The poor, mostly Muslim members of a South Asian advocacy group called Desis Rising Up and Moving "feel the impact of both issues -- surveillance, as Muslims -- and stop and frisk," which is prevalent in a Queens neighborhood where many members live, said Fahd Ahmed, the group's legal director.

Stop and frisk is already the subject of a federal lawsuit brought by four men who claim they were stopped solely because of their race, along with hundreds of thousands of others stopped in the last decade. A judge is considering whether to order reforms to the policy and establish the court's own monitoring. City attorneys argued the stops were lawful and not based on race alone.

The NYPD has defended the surveillance and stop and frisks as legal, and critics of the new legislation point to another set of statistics: Killings and other serious offenses have fallen 34 percent since 2001, while the number of city residents in jails and prisons has fallen 31 percent.

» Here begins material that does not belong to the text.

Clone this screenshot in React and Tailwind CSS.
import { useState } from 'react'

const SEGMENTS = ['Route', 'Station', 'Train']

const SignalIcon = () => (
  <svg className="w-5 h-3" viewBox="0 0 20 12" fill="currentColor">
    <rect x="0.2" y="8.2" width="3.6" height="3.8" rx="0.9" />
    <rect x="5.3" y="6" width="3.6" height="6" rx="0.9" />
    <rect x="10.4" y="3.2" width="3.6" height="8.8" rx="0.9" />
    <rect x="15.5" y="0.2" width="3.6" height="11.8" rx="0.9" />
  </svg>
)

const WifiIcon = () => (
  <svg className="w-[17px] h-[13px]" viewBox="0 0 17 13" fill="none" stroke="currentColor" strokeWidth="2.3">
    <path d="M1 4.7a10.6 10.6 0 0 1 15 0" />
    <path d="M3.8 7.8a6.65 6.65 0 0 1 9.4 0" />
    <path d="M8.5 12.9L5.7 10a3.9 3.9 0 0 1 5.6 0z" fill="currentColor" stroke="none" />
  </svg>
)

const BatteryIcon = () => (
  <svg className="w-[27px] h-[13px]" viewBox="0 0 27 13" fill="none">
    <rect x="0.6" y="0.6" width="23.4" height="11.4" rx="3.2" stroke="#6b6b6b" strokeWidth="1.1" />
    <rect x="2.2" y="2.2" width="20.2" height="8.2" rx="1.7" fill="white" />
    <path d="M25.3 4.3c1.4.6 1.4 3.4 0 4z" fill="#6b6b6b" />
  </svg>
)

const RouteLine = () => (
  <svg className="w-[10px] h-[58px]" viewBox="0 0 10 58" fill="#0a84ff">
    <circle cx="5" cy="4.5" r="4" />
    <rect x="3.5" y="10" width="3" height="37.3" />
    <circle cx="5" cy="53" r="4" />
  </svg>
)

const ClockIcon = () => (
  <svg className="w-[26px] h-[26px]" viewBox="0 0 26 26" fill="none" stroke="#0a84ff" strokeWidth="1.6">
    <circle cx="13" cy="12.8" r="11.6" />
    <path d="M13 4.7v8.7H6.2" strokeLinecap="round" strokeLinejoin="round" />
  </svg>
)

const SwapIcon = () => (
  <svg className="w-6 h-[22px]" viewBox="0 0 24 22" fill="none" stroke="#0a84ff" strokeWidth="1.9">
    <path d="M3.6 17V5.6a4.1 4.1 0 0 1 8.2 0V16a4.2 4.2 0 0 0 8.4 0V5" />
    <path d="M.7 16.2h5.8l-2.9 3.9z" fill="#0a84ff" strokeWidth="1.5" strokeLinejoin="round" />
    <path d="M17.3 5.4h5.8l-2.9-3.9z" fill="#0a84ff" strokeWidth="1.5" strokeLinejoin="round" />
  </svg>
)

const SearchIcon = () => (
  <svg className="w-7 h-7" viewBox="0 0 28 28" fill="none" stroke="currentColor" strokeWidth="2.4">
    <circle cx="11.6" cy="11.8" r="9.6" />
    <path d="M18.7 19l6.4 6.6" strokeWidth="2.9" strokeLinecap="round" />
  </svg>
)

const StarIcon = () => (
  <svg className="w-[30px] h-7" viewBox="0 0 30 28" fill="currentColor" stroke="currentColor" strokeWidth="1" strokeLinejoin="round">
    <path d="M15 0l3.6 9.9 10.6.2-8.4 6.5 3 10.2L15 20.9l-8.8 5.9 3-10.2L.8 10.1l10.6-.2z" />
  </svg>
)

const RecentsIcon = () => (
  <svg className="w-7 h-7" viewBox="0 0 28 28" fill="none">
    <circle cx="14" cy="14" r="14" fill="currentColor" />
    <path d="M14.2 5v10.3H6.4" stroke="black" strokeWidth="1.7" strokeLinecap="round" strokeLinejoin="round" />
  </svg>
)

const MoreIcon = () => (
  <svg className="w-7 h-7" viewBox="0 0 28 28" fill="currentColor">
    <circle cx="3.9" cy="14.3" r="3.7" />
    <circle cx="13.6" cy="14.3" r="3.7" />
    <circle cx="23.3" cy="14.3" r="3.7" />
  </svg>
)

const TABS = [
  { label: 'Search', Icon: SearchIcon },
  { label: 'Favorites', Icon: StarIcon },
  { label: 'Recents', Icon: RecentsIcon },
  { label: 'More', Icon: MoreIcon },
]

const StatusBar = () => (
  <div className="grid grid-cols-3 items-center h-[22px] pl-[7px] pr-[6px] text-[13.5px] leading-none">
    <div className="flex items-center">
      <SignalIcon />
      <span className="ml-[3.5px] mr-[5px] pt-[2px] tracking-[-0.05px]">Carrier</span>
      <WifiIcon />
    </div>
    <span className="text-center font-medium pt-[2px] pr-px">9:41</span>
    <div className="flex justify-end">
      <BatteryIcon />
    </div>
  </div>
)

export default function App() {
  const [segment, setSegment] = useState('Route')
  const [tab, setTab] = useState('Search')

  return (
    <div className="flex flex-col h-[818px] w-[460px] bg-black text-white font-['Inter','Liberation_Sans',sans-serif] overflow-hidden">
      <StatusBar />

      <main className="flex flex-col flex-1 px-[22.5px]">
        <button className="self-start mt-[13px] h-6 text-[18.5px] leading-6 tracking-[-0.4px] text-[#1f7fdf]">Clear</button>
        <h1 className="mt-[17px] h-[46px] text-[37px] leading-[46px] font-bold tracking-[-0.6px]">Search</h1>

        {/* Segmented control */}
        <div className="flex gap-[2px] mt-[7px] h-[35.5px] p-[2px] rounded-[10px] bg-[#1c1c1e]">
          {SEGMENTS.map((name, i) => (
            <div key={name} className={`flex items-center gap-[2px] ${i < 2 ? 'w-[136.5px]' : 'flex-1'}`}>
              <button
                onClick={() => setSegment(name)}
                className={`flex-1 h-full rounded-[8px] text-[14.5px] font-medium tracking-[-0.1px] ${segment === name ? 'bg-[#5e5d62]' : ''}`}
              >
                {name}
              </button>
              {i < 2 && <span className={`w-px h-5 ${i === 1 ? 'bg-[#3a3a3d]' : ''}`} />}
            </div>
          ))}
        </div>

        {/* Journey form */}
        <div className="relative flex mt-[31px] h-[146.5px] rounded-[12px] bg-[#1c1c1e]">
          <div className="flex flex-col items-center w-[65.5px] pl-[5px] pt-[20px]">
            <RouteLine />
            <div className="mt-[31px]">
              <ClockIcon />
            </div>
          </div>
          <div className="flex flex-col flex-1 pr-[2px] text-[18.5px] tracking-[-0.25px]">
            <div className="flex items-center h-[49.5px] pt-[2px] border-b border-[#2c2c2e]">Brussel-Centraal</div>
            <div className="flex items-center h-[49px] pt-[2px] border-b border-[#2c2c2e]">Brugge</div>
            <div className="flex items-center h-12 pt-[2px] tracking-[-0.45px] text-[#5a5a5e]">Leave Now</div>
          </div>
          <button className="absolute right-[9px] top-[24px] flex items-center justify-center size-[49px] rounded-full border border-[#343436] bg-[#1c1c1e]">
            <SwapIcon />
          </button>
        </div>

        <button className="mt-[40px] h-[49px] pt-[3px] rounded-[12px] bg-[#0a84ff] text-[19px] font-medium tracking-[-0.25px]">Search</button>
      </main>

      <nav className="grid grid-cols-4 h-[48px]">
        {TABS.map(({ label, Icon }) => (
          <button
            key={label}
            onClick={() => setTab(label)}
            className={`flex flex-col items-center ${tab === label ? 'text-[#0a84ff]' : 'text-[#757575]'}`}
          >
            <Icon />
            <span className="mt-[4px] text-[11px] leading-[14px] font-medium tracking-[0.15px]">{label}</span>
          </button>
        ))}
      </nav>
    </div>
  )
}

Bloomberg has said they could tie the department up in lawsuits and complaints, inject courts and an inspector general into tactical decisions and make "proactive policing by police officers extinct in our city."

And several council members agreed with him

"The unintended consequences, potentially, of these bills is when a human, a man or woman, who has (a) badge . will pull their punch and not aggressively pursue a potential perpetrator, and then he or she goes out and commits a crime. That's the fear," Republican Councilman Vincent Ignizio told his colleagues Thursday.

If the measures ultimately survive, Bloomberg won't be in City Hall to see much of the outcome. The term-limited mayor leaves office this year.

Democratic mayoral candidates have generally said the practice needs changing. Some Republicans, meanwhile, have embraced the NYPD's view.